IT — 1 July 2016

IT Hero: Kim MacGillavry, VP of Customer Experience, DHL Freight

After cutting his teeth in product and brand management roles in a number of multinational firms, Kim MacGillavry joined DHL Freight, based in Bonn, Germany. Over the last 15 years, Kim has worked his way up the business and has been responsible for DHL’s customer experience transformation – successfully differentiating itself from the competition in an increasingly commoditised market.

He puts success down to the need to start with people, and not processes, in creating a customer adaptive business.

In your experience, tell us why feedback from customers and employees is so important when implementing new technology solutions.

The key challenge when investing in technology is to stay focussed on your goal. If companies took a critical look at their IT projects and stopped those which don’t either help employees do their jobs, or contribute to better customer experience, my guess is that there would be a lot fewer projects to work on.
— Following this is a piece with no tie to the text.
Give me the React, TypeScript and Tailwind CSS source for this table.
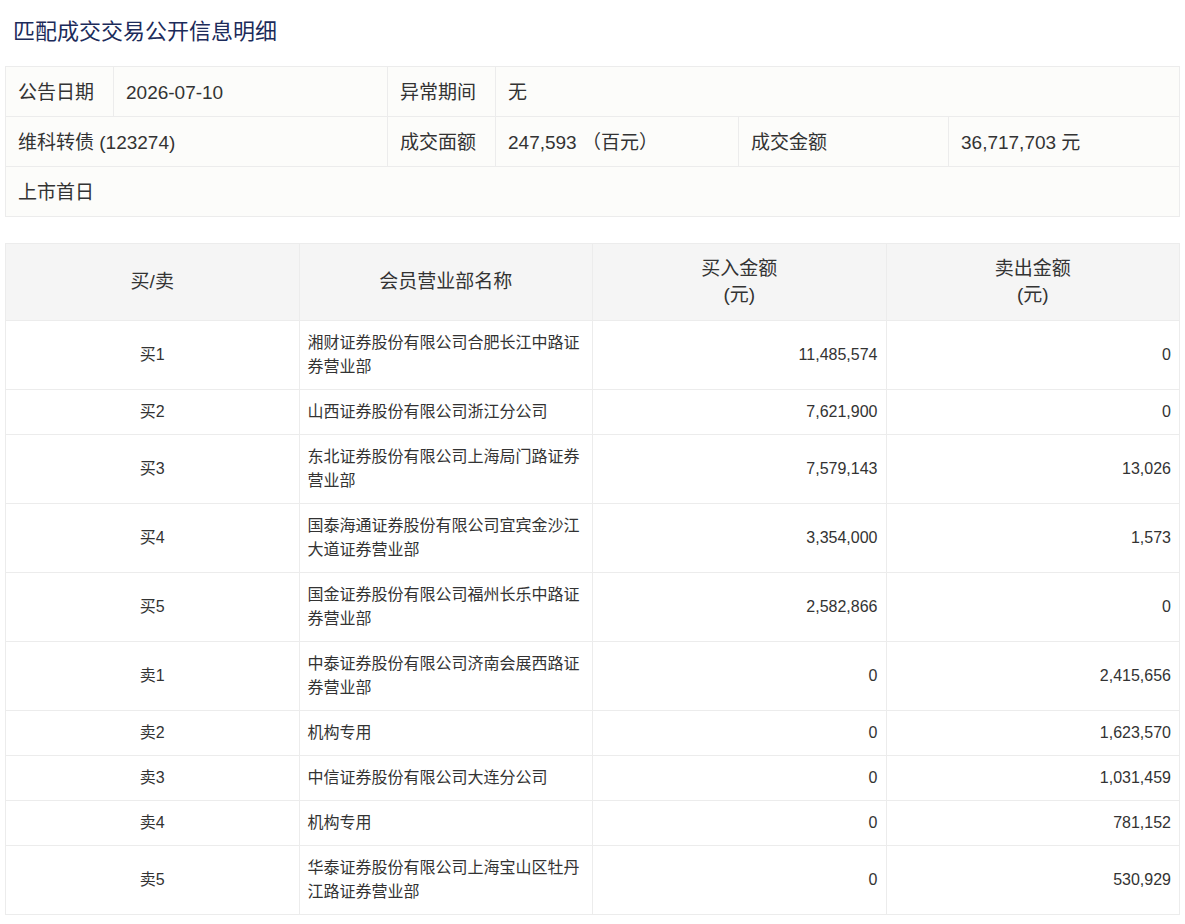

Technology takes on a life of its own and companies can get lost in the minutiae of technicalities and business cases – and lose focus. Making sure that customer and employee needs are voiced from conception right up to deployment is common sense but not common practice. Building the VOC (voice of the customer) and VOE (voice of the employee) into the decision making process, not only helps you focus on what truly matters, but also ensures minimal scope creep.

Commonly IT projects are deployed with an excess of features which overcomplicate development and aren’t used in the end anyway. Similarly, project teams get carried away and develop tools with more features and sophistication than the users are able to handle.

What technology have you invested in to improve customer experience at DHL, and what were your reasons?

In a logistics business, improving the customer experience is complex because the end-to-end customer journey is so varied. Customers have multiple interactions with different employees and the front line team can’t resolve things alone.

This has pros and cons: on the one hand, it gives us lots of opportunities to connect with customers to influence their experience, which consumer businesses find much harder – but on the other hand, it’s a massive challenge to create a consistent customer experience: each step of the journey needs to be perfect to prevent weak links destroying the whole experience.

So we took the bold move to put in place all the different IT technology required along the customer journey to ensure a perfect end-to-end experience. To make this seamless, all these tools need to be fully integrated. Usually companies prefer to implement one application at a time – that’s fine if the objective is to improve one particular interaction. In our industry though, that won’t have a measurable impact on customer perception. If you want to improve satisfaction and loyalty, you need to make the whole journey work at once.

At the same time, it becomes essential to also hardwire the back-end processes because unless these work, and are supported by an engaged workforce who are willing to follow customer centric processes, any investment in technology is unlikely to have the desired effect. It’s a huge project, but connecting all the dots by integrating front and back end processes and tools is the key to success.

How did you begin this process, and how did you ensure success?

In the run up to making the larger investments, and – crucially – before making any organisational changes, we tested the basic processes in the field. Under the banner “Making the first move”, an initiative was started which replicated the target processes using legacy systems. This was a great way to learn and refine the programme before going full scale and making bigger commitments. We measured both customer and employee perceptions before and after, and ran the initiative for two consecutive years.

The results were hugely encouraging. Customer engagement shot up, as did employee engagement both in Customer Services as well as other departments that CS collaborated with. A lot of customers gave praise to specific people and that simple recognition was both evidence that the experience was memorable as well as hugely gratifying and encouraging to those individual employees.

What advice or tips would you give other companies wanting to invest in new technologies to transform CX?

To get everyone on board, you need a committed leadership team, a customer centric culture throughout the company, and collaboration across departments. Without each of these three things, technology will have no effect.

Technology cannot make managers better leaders, but it can encourage better collaboration which can result in employees being more engaged. My suggestion to any company embarking on a CX journey is to test the maturity of your organisation along these lines before even considering any investment. At the end of the day, your people create the experience, not your technology.